Tamanho é incomum também fora da Kombi
Darlan não é grande só dentro da Kombi. Fora também. Passear em um shopping decidido a comprar novas roupas não é uma opção. Não é fácil encontrar roupas de seu tamanho para vestir no dia a dia.
"É bem difícil de achar roupa. Eu uso 4G. Quando você vê uma loja que tem, compra. Não tem aquilo de sair para comprar roupa, como a maioria das pessoas fazem. Às vezes você está andando e vê tamanho grande, entra lá e se serviu, tem que levar, né", explica o atleta que mora em Bragança Paulista.
Além disso, não é qualquer peça que ele pode comprar como qualquer pessoa com o corpo menor. Há roupas que ele gostaria de comprar, mas nunca consegue encontrar no seu tamanho: "Um casaco de couro. Até hoje eu não achei um do meu tamanho".
Imagine um gigante de 1,88m e 155kg no avião
As dificuldades para viajar começam no despacho da bagagem até que Darlan consiga comprovar que é atleta. Ao adentrar o avião, o desconforto aumenta a cada hora nas longas viagens. Medindo 1,88 m e pesando 156 kg, o catarinense fica apertado na poltrona a cada voo. E são muitos para competir no esporte que escolheu.
Darlan carrega uma mala só para o material de treino do arremesso de peso. São bolas de ferro que pesam mais de 7 kg. "Sempre tem treta porque é uma bola de ferro pesada. Os caras várias vezes falaram que era bomba", conta Darlan.
"Dia 29, eu estou indo para Doha para fazer a Diamond League e são 17 horas de voo. Eu sou um cara de 155 kg, sou pesado, sou grande, então imagine num banco do avião. Fica extremamente difícil", diz o atleta do Pinheiros.

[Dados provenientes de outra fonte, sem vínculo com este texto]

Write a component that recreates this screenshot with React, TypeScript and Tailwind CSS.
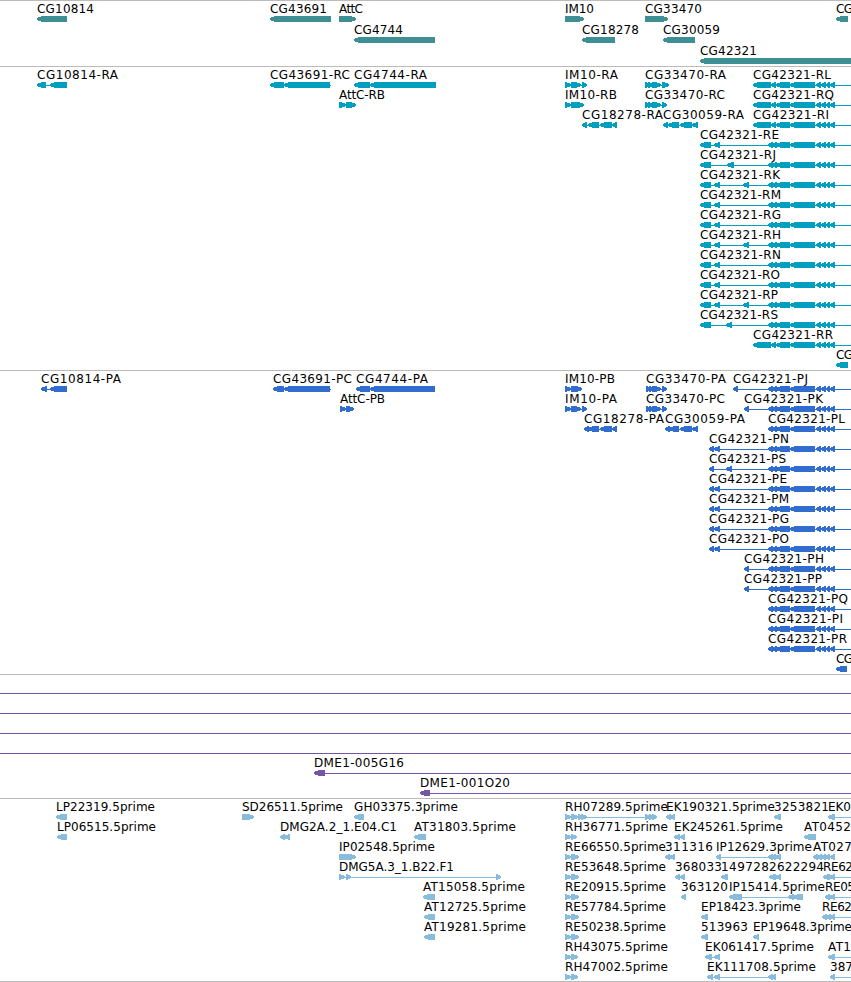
type Exon = [start: number, end: number]

interface Feature {
  row: number
  x: number
  label?: string
  labelWidth?: number
  exons: Exon[]
  forward?: boolean
  lineTo?: number
}

interface TrackProps {
  features: Feature[]
  color: string
  height: number
  pitch?: number
}

const VIEW_WIDTH = 851

function feature(
  row: number,
  x: number,
  label: string,
  labelWidth: number,
  exons: Exon[],
  options: { forward?: boolean; lineTo?: number } = {},
): Feature {
  return { row, x, label, labelWidth, exons, ...options }
}

const FWD = { forward: true }
const OPEN = { lineTo: VIEW_WIDTH }

// exons shared by every CG42321 isoform
const tail: Exon[] = [[790, 815], [816, 821], [821, 826], [826, 830], [830, 835]]
const shared: Exon[] = [[768, 773], [772, 777], [776, 790], ...tail]
const longStart: Exon[] = [[753, 771], [771, 776], [776, 790], ...tail]

const genes: Feature[] = [
  feature(0, 37, 'CG10814', 57, [[37, 67]]),
  feature(0, 270, 'CG43691', 57, [[270, 331]]),
  feature(0, 339, 'AttC', 24, [[339, 356]], FWD),
  feature(1, 354, 'CG4744', 49, [[354, 435]]),
  feature(0, 565, 'IM10', 29, [[565, 584]], FWD),
  feature(1, 582, 'CG18278', 57, [[582, 615]]),
  feature(0, 645, 'CG33470', 57, [[645, 668]], FWD),
  feature(1, 663, 'CG30059', 57, [[663, 695]]),
  feature(2, 700, 'CG42321', 57, [[700, 860]]),
  feature(0, 836, 'CG', 17, [[836, 848]]),
]

const transcripts: Feature[] = [
  feature(0, 37, 'CG10814-RA', 81, [[37, 46], [50, 67]]),
  feature(0, 270, 'CG43691-RC', 80, [[270, 284], [284, 330]], { lineTo: 331 }),
  feature(0, 354, 'CG4744-RA', 73, [[354, 370], [370, 436]]),
  feature(1, 339, 'AttC-RB', 46, [[339, 346], [346, 356]], FWD),
  feature(0, 565, 'IM10-RA', 53, [[565, 571], [571, 581], [582, 587]], FWD),
  feature(1, 565, 'IM10-RB', 52, [[565, 571], [571, 584]], FWD),
  feature(2, 582, 'CG18278-RA', 81, [[582, 587], [588, 599], [600, 612], [612, 617]]),
  feature(0, 645, 'CG33470-RA', 81, [[645, 649], [648, 653], [652, 661], [662, 669]], FWD),
  feature(1, 645, 'CG33470-RC', 80, [[645, 649], [648, 653], [652, 661], [662, 667]], FWD),
  feature(2, 663, 'CG30059-RA', 81, [[663, 668], [668, 679], [680, 692], [692, 698]]),
  feature(0, 753, 'CG42321-RL', 78, longStart, OPEN),
  feature(1, 753, 'CG42321-RQ', 81, longStart, OPEN),
  feature(2, 753, 'CG42321-RI', 76, longStart, OPEN),
  feature(3, 700, 'CG42321-RE', 79, [[700, 711], [714, 720], ...shared], OPEN),
  feature(4, 700, 'CG42321-RJ', 76, [[700, 711], [727, 734], ...shared], OPEN),
  feature(5, 700, 'CG42321-RK', 80, [[700, 711], [714, 720], [743, 749], ...shared], OPEN),
  feature(6, 700, 'CG42321-RM', 81, [[700, 711], [714, 720], ...shared], OPEN),
  feature(7, 700, 'CG42321-RG', 81, [[700, 711], [714, 720], ...shared], OPEN),
  feature(8, 700, 'CG42321-RH', 81, [[700, 711], [714, 720], [743, 749], ...shared], OPEN),
  feature(9, 700, 'CG42321-RN', 81, [[700, 711], [714, 720], ...shared], OPEN),
  feature(10, 700, 'CG42321-RO', 80, [[700, 711], [714, 720], ...shared], OPEN),
  feature(11, 700, 'CG42321-RP', 78, [[700, 711], [714, 720], [743, 749], ...shared], OPEN),
  feature(12, 700, 'CG42321-RS', 78, [[700, 711], [726, 732], ...shared], OPEN),
  feature(13, 753, 'CG42321-RR', 80, longStart, OPEN),
  feature(14, 836, 'CG', 17, [[836, 848]]),
]

const proteins: Feature[] = [
  feature(0, 41, 'CG10814-PA', 80, [[41, 47], [50, 67]]),
  feature(0, 273, 'CG43691-PC', 79, [[273, 284], [284, 330]], { lineTo: 331 }),
  feature(0, 356, 'CG4744-PA', 72, [[356, 370], [370, 435]]),
  feature(1, 340, 'AttC-PB', 45, [[340, 346], [346, 354]], FWD),
  feature(0, 565, 'IM10-PB', 50, [[565, 571], [571, 582]], FWD),
  feature(1, 565, 'IM10-PA', 52, [[565, 571], [571, 581], [582, 587]], FWD),
  feature(2, 584, 'CG18278-PA', 80, [[584, 589], [588, 599], [600, 612], [612, 617]]),
  feature(0, 646, 'CG33470-PA', 80, [[646, 650], [649, 653], [652, 661], [662, 667]], FWD),
  feature(1, 646, 'CG33470-PC', 79, [[646, 650], [649, 653], [652, 661], [662, 667]], FWD),
  feature(2, 665, 'CG30059-PA', 80, [[665, 670], [669, 679], [680, 692], [692, 698]]),
  feature(0, 733, 'CG42321-PJ', 75, [[733, 738], ...shared], OPEN),
  feature(1, 744, 'CG42321-PK', 79, [[744, 749], ...shared], OPEN),
  feature(2, 768, 'CG42321-PL', 77, shared, OPEN),
  feature(3, 709, 'CG42321-PN', 80, [[709, 714], [714, 720], ...shared], OPEN),
  feature(4, 709, 'CG42321-PS', 77, [[709, 714], [726, 732], ...shared], OPEN),
  feature(5, 709, 'CG42321-PE', 78, [[709, 714], [714, 720], ...shared], OPEN),
  feature(6, 709, 'CG42321-PM', 80, [[709, 714], [714, 720], ...shared], OPEN),
  feature(7, 709, 'CG42321-PG', 80, [[709, 714], [714, 720], ...shared], OPEN),
  feature(8, 709, 'CG42321-PO', 80, [[709, 714], [714, 720], ...shared], OPEN),
  feature(9, 744, 'CG42321-PH', 80, [[744, 749], ...shared], OPEN),
  feature(10, 744, 'CG42321-PP', 78, [[744, 749], ...shared], OPEN),
  feature(11, 768, 'CG42321-PQ', 80, shared, OPEN),
  feature(12, 768, 'CG42321-PI', 75, shared, OPEN),
  feature(13, 768, 'CG42321-PR', 79, shared, OPEN),
  feature(14, 836, 'CG', 17, [[836, 847]]),
]

const clones: Feature[] = [
  { row: 0, x: 0, exons: [], lineTo: VIEW_WIDTH },
  { row: 1, x: 0, exons: [], lineTo: VIEW_WIDTH },
  { row: 2, x: 0, exons: [], lineTo: VIEW_WIDTH },
  { row: 3, x: 0, exons: [], lineTo: VIEW_WIDTH },
  feature(4, 314, 'DME1-005G16', 90, [[314, 325]], OPEN),
  feature(5, 420, 'DME1-001O20', 90, [[420, 430]], OPEN),
]

const ests: Feature[] = [
  feature(0, 56, 'LP22319.5prime', 99, [[56, 67]]),
  feature(1, 57, 'LP06515.5prime', 99, [[57, 67]]),
  feature(0, 242, 'SD26511.5prime', 101, [[242, 254]], FWD),
  feature(1, 280, 'DMG2A.2_1.E04.C1', 117, [[280, 285], [284, 290]]),
  feature(0, 354, 'GH03375.3prime', 104, [[354, 364]]),
  feature(1, 414, 'AT31803.5prime', 102, [[414, 426]]),
  feature(2, 339, 'IP02548.5prime', 96, [[339, 356]], FWD),
  feature(3, 339, 'DMG5A.3_1.B22.F1', 115, [[339, 345], [346, 351], [496, 501]], FWD),
  feature(4, 423, 'AT15058.5prime', 102, [[423, 435]]),
  feature(5, 424, 'AT12725.5prime', 102, [[424, 435]]),
  feature(6, 424, 'AT19281.5prime', 102, [[424, 435]]),
  feature(0, 565, 'RH07289.5prime', 103, [[565, 571], [571, 578], [578, 582], [581, 587], [645, 650], [649, 653], [652, 657]], FWD),
  feature(1, 565, 'RH36771.5prime', 103, [[565, 571], [571, 577]], FWD),
  feature(2, 565, 'RE66550.5prime', 101, [[565, 571], [571, 579]], FWD),
  feature(3, 565, 'RE53648.5prime', 101, [[565, 571], [571, 579]], FWD),
  feature(4, 565, 'RE20915.5prime', 101, [[565, 571], [571, 579]], FWD),
  feature(5, 565, 'RE57784.5prime', 101, [[565, 571], [571, 579]], FWD),
  feature(6, 565, 'RE50238.5prime', 101, [[565, 571], [571, 579]], FWD),
  feature(7, 565, 'RH43075.5prime', 103, [[565, 571], [571, 578]], FWD),
  feature(8, 565, 'RH47002.5prime', 103, [[565, 571], [571, 578]], FWD),
  feature(0, 666, 'EK190321.5prime', 109, [[666, 671], [669, 675]]),
  feature(1, 674, 'EK245261.5prime', 109, [[674, 680], [680, 685]]),
  feature(2, 665, '311316', 48, [[665, 670], [669, 675]]),
  feature(3, 675, '368033', 47, [[675, 680], [680, 685]]),
  feature(4, 681, '363120', 47, [[681, 686]]),
  feature(5, 701, 'EP18423.3prime', 100, [[701, 708]]),
  feature(6, 701, '513963', 47, [[701, 708]]),
  feature(7, 705, 'EK061417.5prime', 109, [[705, 712], [714, 720]]),
  feature(8, 707, 'EK111708.5prime', 109, [[707, 713], [714, 720], [768, 773], [771, 776]]),
  feature(0, 774, '3253821', 55, [[774, 781]]),
  feature(0, 828, 'EK0', 23, [[828, 835]], OPEN),
  feature(1, 804, 'AT0452', 47, [[804, 816]]),
  feature(2, 716, 'IP12629.3prime', 96, [[716, 721], [768, 773], [772, 776], [775, 781]]),
  feature(2, 813, 'AT027', 39, [[813, 818], [817, 822], [821, 826], [825, 830], [830, 835]]),
  feature(3, 721, '149728', 48, [[721, 728]]),
  feature(3, 769, '2622294', 55, [[769, 776], [775, 781]]),
  feature(3, 823, 'RE62', 30, [[823, 830], [829, 835]], OPEN),
  feature(4, 729, 'IP15414.5prime', 96, [[729, 742], [788, 794], [793, 803]]),
  feature(4, 825, 'RE05', 30, [[825, 830], [829, 835]], OPEN),
  feature(5, 822, 'RE62', 30, [[822, 827], [826, 831], [830, 835]], OPEN),
  feature(6, 753, 'EP19648.3prime', 99, [[753, 759]]),
  feature(7, 828, 'AT1', 23, [[828, 835]], OPEN),
  feature(8, 830, '387', 23, [[830, 835]], OPEN),
]

// bar with a pointed end on the strand side
function arrowPoints([start, end]: Exon, top: number, forward?: boolean): string {
  const head = Math.min(5, end - start - 1)
  const mid = top + 3
  const bottom = top + 6
  if (forward) {
    const neck = end - head
    return `${start},${top} ${neck},${top} ${end},${mid - 1} ${end},${mid + 1} ${neck},${bottom} ${start},${bottom}`
  }
  const neck = start + head
  return `${end},${top} ${neck},${top} ${start},${mid - 1} ${start},${mid + 1} ${neck},${bottom} ${end},${bottom}`
}

function Track({ features, color, height, pitch = 20 }: TrackProps) {
  return (
    <section className="border-t border-[#bbbbbb]">
      <svg
        className="block"
        width={VIEW_WIDTH}
        height={height}
        viewBox={`0 1 ${VIEW_WIDTH} ${height}`}
        fill={color}
        shapeRendering="crispEdges"
      >
        {features.map((f, i) => {
          const y = f.row * pitch
          const last = f.exons[f.exons.length - 1]
          const lineEnd = f.lineTo ?? last[1]
          return (
            <g key={i}>
              {(f.exons.length > 1 || f.lineTo) && (
                <rect x={f.x} y={y + 19} width={lineEnd - f.x} height={1} />
              )}
              {f.exons.map(exon => (
                <polygon key={exon[0]} points={arrowPoints(exon, y + 16, f.forward)} />
              ))}
              {f.label && (
                <text
                  x={f.x}
                  y={y + 13}
                  textLength={f.labelWidth}
                  className="fill-black text-[12px]"
                >
                  {f.label}
                </text>
              )}
            </g>
          )
        })}
      </svg>
    </section>
  )
}

export default function App() {
  return (
    <main className="flex w-[851px] flex-col overflow-hidden border-b border-[#bbbbbb] bg-white font-['DejaVu_Sans',sans-serif]">
      <Track features={genes} color="#3d8f93" height={65} pitch={21} />
      <Track features={transcripts} color="#009fbf" height={303} />
      <Track features={proteins} color="#316dce" height={303} />
      <Track features={clones} color="#7456a8" height={123} />
      <Track features={ests} color="#88bcdc" height={182} />
    </main>
  )
}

Temporada e distância da filha
O catarinense compete no dia 28 de abril em Bragança Paulista, no GP Brasil de Atletismo, antes de uma série de viagens que incluem a Liga de Diamante, os Jogos Pan-Americanos de Lima e o Campeonato Mundial em Doha.

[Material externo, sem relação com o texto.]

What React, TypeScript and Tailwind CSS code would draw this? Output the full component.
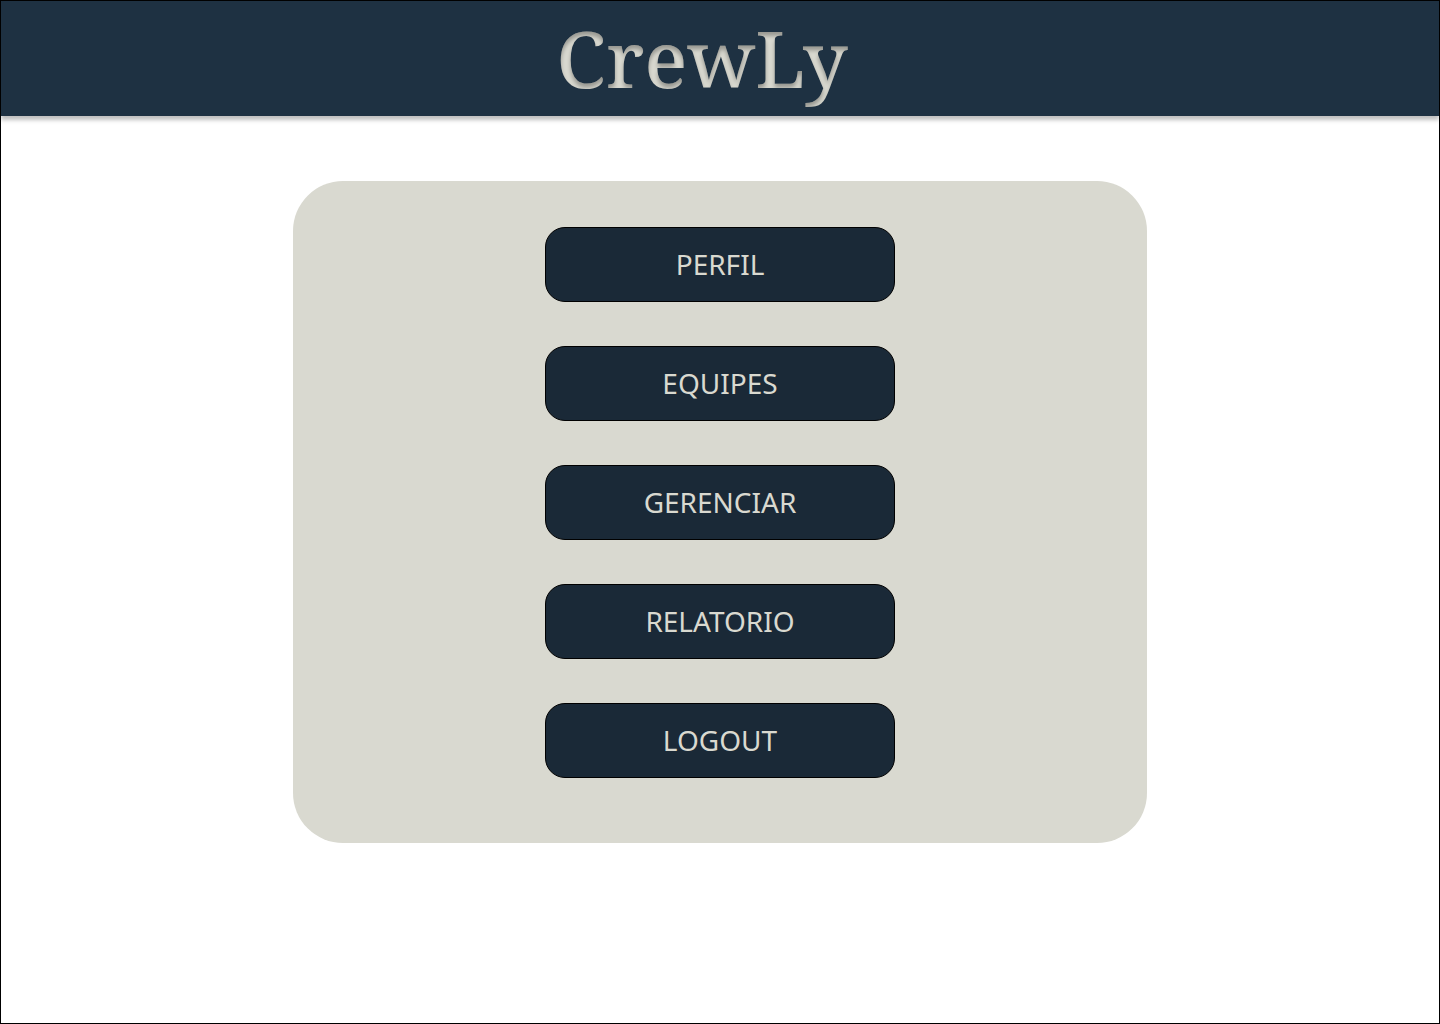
const items = ["PERFIL", "EQUIPES", "GERENCIAR", "RELATORIO", "LOGOUT"];

function InsetShadowFilter() {
  return (
    <svg aria-hidden="true" className="absolute size-0">
      <filter id="logo-inset" x="-10%" y="-10%" width="120%" height="120%" colorInterpolationFilters="sRGB">
        <feOffset in="SourceAlpha" dy="4" result="moved" />
        <feGaussianBlur in="moved" stdDeviation="2" result="blurred" />
        <feComposite in="SourceAlpha" in2="blurred" operator="out" result="edge" />
        <feColorMatrix in="edge" type="matrix" values="0 0 0 0 0  0 0 0 0 0  0 0 0 0 0  0 0 0 0.3 0" result="shade" />
        <feMerge>
          <feMergeNode in="SourceGraphic" />
          <feMergeNode in="shade" />
        </feMerge>
      </filter>
    </svg>
  );
}

export default function App() {
  return (
    <div className="flex min-h-screen flex-col border border-black bg-white">
      <InsetShadowFilter />
      <header className="flex h-[115px] items-center justify-center bg-[#1e3142] pr-9 pb-0.5 shadow-[0_4px_4px_rgba(0,0,0,0.25)]">
        <h1 className="font-['Noto_Serif','DejaVu_Serif',serif] text-[79px] leading-none font-medium text-[#d9d9d0] [filter:url(#logo-inset)]">
          CrewLy
        </h1>
      </header>
      <main className="flex justify-center px-6 pt-[65px] pb-10">
        <nav
          aria-label="Menu principal"
          className="flex w-full max-w-[854px] flex-col items-center gap-11 rounded-[50px] bg-[#d9d9d0] px-6 pt-[46px] pb-[65px]"
        >
          {items.map((item) => (
            <button
              key={item}
              type="button"
              className="h-[75px] w-full max-w-[350px] cursor-pointer rounded-[20px] border border-black bg-[#1a2937] pb-0.5 font-['Noto_Sans',sans-serif] text-[28px] leading-9 text-[#d9d9d0]"
            >
              {item}
            </button>
          ))}
        </nav>
      </main>
    </div>
  );
}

Recordista sul-americano com 22 m, Darlan não gosta de falar as metas para o ano e tem uma preocupação: a filha Alice, de 3 anos. "Minha pururuca", brinca.
Não habituada às viagens do pai, ela foi hospitalizada durante a preparação da Rio-2016. "Ela já sofreu bastante, no ano da Olimpíada ficou internada duas vezes com pneumonia, tadinha", revela o atleta.
"Na primeira vez, eu ligava em casa e minha esposa 'não posso falar agora' e desligava o telefone. No terceiro dia eu falei 'quero saber da minha filha', aí ela me mandou uma foto da nenê com negócio no nariz e acesso na mão", lembra.
"Essa é a parte mais difícil eu acho, tanto ela quanto a esposa, você vai e demora para voltar, só por internet e telefone, não é a mesma coisa de você estar junto. Mas tem que fazer, porque a vida de atleta é uma vida curta", finaliza o atual terceiro colocado no ranking mundial da IAAF.